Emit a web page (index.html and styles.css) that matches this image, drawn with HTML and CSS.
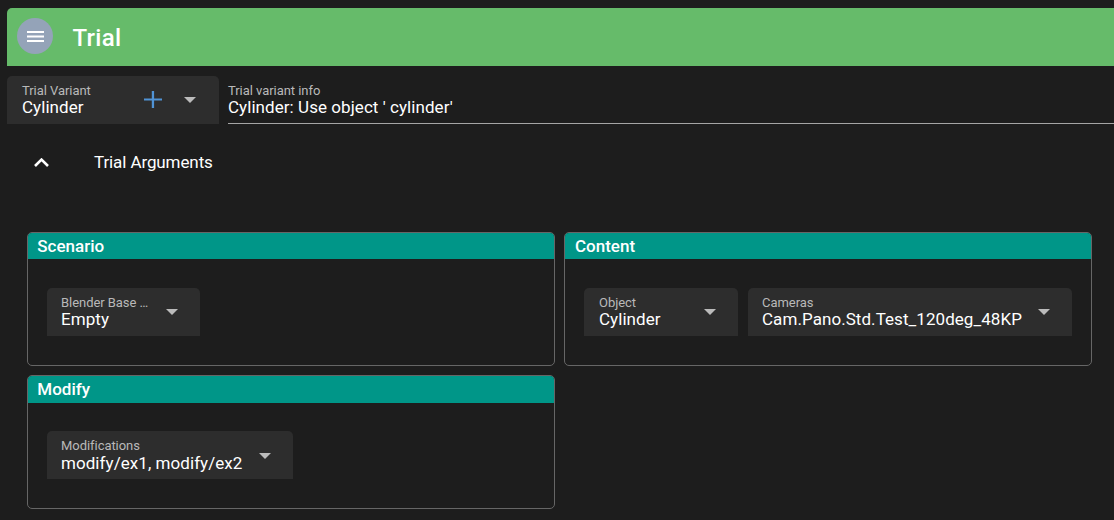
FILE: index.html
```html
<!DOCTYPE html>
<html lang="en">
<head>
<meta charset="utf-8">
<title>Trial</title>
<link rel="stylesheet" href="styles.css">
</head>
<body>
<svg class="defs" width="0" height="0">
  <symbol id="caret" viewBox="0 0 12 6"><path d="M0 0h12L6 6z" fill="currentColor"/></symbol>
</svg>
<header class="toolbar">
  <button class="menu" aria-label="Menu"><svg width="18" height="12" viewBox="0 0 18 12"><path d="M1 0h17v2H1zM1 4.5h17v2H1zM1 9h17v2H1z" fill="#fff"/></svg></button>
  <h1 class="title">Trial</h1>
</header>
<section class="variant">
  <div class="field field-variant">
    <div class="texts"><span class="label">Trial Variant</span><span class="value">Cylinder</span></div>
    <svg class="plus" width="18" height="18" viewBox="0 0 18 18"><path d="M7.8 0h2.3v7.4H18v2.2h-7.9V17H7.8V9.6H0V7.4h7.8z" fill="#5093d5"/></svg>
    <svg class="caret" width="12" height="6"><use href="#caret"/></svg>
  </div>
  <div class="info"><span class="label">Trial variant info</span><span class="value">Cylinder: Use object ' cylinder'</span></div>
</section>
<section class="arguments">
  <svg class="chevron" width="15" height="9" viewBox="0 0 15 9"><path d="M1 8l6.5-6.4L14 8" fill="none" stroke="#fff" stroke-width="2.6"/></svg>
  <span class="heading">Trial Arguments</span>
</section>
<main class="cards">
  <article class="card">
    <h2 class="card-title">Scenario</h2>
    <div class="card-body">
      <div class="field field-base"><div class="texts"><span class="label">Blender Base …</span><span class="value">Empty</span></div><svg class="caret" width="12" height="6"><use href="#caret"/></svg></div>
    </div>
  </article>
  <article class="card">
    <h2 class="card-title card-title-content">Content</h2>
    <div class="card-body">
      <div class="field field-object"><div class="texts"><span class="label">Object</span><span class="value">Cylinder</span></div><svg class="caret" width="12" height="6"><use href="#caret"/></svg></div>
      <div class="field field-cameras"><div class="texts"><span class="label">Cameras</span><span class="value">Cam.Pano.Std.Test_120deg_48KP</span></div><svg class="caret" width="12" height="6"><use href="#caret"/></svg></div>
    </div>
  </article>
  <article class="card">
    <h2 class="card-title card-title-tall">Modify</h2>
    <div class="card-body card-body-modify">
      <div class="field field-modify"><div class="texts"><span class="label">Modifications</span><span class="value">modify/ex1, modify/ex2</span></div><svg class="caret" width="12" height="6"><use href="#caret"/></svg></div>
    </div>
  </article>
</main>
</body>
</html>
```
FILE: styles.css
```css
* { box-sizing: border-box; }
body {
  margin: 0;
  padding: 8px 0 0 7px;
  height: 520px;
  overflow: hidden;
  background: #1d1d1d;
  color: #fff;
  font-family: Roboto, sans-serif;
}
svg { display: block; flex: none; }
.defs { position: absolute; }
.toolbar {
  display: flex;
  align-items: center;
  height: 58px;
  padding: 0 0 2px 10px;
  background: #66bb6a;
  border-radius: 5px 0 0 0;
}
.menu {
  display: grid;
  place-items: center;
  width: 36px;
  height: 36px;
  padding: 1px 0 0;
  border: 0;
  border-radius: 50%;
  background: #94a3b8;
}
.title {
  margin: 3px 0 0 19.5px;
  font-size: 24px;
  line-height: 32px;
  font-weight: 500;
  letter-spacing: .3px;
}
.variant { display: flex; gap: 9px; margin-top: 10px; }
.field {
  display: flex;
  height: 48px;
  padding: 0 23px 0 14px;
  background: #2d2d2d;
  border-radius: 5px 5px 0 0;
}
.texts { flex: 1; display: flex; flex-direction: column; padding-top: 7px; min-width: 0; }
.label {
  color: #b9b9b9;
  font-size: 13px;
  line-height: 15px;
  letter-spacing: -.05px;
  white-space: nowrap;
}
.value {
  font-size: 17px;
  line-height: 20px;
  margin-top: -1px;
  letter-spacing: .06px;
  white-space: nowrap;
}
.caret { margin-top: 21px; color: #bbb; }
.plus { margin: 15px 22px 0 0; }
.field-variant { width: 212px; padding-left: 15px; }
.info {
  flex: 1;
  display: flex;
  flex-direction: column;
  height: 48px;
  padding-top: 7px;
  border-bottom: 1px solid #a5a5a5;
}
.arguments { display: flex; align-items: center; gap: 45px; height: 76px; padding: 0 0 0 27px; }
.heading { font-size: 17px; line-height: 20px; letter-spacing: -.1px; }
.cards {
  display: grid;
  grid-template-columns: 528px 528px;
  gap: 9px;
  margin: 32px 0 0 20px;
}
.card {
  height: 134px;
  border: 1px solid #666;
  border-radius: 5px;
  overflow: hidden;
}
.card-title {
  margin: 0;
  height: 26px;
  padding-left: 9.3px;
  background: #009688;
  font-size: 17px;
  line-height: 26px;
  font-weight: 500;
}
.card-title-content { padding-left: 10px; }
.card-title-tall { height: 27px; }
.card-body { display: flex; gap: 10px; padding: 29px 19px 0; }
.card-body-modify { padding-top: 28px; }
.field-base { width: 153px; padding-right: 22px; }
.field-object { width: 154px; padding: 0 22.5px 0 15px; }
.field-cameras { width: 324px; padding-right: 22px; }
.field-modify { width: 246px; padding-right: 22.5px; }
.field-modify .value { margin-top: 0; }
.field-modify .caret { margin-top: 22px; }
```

● ● ●

=== TO BE DONE ===
Collect, from the material above, every line containing the word "index".

=== OUTPUT FOR THIS EXERCISE ===
Emit a web page (index.html and styles.css) that matches this image, drawn with HTML and CSS.
FILE: index.html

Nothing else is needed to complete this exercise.